◆ **What to produce**: For each line in the data below that holds "page", return a copy.

# # #

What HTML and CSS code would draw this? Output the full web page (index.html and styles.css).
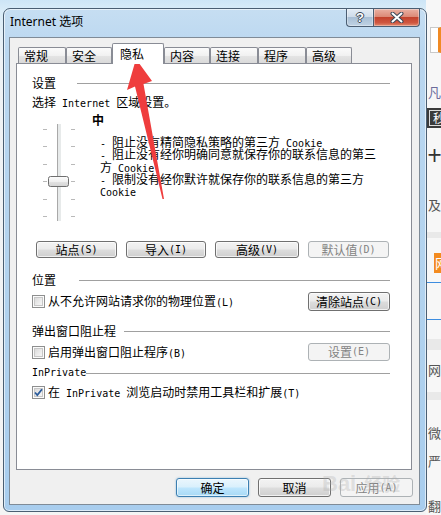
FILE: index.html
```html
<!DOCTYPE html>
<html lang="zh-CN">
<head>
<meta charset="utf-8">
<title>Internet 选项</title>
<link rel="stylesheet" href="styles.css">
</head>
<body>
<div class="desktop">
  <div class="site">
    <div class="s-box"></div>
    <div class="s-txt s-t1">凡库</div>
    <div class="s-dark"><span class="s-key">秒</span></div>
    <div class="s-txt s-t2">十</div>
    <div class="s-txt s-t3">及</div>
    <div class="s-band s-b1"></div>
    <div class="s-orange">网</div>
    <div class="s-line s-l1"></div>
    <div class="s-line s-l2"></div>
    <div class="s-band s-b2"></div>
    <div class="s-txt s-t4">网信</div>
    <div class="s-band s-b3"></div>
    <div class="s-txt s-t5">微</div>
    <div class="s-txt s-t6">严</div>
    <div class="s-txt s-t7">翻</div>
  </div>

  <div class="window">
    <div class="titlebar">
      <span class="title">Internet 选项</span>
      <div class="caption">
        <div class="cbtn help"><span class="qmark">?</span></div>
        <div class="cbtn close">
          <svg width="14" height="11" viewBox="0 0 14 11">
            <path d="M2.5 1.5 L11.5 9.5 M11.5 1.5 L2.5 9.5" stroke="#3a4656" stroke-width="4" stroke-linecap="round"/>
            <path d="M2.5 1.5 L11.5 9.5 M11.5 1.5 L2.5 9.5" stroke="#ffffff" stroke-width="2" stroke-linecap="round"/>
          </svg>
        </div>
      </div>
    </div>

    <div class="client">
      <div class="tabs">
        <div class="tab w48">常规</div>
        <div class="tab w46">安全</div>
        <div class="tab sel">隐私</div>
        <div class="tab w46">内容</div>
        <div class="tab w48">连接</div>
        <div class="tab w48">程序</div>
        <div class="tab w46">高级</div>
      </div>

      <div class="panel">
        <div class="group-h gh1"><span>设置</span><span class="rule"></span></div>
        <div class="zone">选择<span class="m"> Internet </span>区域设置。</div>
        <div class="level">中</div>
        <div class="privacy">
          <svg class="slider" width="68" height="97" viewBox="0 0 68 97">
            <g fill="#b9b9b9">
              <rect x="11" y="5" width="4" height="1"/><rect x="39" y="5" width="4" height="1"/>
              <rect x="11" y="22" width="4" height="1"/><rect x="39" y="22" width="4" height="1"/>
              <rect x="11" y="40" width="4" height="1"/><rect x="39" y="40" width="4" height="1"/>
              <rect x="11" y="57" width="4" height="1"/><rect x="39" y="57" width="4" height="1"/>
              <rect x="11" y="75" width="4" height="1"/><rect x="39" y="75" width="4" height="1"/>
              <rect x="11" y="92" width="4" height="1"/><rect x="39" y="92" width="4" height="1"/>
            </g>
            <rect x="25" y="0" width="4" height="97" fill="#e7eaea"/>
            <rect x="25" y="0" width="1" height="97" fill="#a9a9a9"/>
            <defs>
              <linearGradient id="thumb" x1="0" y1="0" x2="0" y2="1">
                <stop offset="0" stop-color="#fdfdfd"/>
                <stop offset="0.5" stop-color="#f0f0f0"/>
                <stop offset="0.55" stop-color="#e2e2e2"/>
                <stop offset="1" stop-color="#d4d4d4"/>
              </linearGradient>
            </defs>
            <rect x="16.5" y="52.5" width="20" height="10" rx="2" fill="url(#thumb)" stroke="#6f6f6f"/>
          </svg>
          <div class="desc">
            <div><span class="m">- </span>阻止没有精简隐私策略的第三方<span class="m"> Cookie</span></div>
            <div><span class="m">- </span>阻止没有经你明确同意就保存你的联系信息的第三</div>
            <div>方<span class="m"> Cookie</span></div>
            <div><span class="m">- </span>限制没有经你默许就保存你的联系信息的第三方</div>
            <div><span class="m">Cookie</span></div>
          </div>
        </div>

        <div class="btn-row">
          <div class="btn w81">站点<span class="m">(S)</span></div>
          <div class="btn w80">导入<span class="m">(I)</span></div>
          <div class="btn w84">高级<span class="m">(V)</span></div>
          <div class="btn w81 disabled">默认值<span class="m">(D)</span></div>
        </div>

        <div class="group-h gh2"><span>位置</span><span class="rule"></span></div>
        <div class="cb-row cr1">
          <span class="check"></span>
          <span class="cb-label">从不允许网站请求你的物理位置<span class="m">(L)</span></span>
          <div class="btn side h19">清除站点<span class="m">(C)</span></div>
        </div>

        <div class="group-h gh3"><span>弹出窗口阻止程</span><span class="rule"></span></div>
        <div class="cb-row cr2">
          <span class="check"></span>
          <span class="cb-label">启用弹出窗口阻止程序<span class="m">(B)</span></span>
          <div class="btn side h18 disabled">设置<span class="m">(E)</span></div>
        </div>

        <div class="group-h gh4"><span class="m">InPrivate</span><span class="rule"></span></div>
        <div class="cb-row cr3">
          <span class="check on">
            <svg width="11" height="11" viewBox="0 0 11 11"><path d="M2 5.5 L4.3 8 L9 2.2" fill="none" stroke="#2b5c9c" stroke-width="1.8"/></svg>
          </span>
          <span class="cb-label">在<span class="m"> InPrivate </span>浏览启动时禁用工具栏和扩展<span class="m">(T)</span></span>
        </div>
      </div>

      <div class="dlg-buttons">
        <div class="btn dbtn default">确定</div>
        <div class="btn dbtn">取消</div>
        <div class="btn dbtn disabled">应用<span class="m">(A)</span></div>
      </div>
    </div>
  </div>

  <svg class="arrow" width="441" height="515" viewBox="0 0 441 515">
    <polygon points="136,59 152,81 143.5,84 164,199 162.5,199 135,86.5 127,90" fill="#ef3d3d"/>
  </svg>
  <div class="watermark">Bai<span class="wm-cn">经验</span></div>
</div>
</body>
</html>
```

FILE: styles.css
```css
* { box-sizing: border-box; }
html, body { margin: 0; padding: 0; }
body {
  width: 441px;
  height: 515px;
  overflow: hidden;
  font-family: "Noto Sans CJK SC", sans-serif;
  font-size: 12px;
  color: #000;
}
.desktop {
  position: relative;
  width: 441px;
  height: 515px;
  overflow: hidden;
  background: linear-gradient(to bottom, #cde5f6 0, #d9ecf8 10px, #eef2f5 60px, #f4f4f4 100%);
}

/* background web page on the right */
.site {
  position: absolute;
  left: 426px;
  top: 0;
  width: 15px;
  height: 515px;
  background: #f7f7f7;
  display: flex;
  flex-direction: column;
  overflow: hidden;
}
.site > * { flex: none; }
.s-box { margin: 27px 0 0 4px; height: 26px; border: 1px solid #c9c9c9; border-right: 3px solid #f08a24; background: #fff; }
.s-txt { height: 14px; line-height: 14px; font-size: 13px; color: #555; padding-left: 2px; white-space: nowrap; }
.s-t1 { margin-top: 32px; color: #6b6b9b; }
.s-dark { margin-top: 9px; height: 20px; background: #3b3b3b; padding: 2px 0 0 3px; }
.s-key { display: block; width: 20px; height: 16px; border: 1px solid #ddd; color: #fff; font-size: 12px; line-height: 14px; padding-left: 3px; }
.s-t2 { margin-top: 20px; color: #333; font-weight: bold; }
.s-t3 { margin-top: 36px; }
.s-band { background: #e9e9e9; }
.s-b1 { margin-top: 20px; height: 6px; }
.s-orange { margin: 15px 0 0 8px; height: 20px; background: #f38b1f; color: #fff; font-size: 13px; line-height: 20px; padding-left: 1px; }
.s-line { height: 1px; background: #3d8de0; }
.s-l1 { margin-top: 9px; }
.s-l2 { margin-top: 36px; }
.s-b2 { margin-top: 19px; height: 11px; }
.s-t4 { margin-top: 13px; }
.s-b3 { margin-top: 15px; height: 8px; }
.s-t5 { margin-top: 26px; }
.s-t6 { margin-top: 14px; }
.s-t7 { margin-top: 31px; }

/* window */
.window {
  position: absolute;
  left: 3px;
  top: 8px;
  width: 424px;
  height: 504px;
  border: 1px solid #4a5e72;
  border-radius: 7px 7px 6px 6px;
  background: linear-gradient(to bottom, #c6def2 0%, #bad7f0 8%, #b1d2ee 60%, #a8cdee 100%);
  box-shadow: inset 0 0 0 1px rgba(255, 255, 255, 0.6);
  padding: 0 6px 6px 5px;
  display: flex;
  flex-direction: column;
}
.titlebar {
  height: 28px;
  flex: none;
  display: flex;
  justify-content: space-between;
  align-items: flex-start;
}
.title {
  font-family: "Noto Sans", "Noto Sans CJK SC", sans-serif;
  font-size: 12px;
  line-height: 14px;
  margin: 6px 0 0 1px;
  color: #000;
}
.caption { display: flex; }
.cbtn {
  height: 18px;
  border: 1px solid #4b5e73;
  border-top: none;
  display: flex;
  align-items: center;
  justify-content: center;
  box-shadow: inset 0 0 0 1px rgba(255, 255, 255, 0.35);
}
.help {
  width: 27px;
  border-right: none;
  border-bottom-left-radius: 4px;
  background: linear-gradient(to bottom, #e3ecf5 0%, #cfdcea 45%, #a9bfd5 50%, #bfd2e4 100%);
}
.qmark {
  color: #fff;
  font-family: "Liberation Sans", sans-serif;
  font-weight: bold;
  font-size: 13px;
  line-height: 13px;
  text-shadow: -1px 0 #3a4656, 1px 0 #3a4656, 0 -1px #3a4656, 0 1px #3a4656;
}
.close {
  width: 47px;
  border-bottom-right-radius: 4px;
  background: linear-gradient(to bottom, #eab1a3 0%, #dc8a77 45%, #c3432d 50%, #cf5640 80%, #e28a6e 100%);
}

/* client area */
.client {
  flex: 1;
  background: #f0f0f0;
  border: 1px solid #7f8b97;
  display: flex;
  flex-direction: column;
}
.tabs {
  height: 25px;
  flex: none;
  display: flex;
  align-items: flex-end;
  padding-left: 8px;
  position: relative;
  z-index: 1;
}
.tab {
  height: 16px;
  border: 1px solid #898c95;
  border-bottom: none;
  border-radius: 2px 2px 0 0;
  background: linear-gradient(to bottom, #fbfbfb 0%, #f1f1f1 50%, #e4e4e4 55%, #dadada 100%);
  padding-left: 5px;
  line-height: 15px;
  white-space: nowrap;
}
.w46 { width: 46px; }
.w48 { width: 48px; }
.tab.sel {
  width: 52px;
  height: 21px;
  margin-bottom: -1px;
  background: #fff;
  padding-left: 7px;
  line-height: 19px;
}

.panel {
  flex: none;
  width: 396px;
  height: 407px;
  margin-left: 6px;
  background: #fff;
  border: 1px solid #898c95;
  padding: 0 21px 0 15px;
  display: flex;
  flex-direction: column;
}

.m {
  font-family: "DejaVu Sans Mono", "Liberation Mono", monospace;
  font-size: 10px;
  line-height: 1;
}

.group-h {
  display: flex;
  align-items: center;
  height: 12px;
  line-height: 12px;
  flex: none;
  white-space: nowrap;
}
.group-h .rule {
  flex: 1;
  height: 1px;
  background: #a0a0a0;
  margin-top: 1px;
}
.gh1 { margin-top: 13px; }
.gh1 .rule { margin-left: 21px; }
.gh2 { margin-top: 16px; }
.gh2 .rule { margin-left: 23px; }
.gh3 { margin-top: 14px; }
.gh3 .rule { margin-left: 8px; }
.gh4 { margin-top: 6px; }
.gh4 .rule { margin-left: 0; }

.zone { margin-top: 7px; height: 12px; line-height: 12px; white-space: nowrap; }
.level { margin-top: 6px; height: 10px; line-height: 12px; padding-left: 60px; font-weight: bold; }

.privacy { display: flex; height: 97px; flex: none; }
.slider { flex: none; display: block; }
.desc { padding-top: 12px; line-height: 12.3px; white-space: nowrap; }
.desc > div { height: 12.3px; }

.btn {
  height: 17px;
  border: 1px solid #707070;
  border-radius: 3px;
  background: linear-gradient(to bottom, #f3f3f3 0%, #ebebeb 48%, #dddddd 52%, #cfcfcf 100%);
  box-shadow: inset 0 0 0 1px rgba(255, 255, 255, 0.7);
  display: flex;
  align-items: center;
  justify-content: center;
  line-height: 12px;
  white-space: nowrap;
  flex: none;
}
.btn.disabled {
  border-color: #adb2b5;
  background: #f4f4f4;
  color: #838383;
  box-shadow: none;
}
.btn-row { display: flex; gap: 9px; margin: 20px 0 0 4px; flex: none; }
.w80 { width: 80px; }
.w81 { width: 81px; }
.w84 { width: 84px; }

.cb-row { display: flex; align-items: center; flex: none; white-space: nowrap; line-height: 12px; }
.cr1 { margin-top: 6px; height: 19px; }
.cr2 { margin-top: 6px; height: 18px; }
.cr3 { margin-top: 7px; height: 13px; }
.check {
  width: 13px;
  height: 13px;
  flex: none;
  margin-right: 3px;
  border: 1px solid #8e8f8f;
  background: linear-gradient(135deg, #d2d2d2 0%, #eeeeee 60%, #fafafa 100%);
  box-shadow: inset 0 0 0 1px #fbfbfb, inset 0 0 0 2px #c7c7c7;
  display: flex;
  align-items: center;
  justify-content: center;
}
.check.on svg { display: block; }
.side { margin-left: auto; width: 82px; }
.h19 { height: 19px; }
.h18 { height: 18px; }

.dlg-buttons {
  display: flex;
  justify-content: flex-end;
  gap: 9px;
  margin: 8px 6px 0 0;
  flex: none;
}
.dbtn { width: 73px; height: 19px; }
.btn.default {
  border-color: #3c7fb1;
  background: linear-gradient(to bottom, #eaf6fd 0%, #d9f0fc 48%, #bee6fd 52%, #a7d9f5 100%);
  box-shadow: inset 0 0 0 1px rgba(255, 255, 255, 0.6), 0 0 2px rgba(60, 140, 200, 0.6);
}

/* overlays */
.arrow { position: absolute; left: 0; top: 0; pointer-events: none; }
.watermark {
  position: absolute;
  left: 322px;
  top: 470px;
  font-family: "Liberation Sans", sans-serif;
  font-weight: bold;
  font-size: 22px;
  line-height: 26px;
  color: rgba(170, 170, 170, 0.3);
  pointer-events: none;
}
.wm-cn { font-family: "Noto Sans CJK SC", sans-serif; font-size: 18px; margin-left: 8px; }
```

# # #

◆ **Full response**:
What HTML and CSS code would draw this? Output the full web page (index.html and styles.css).
/* background web page on the right */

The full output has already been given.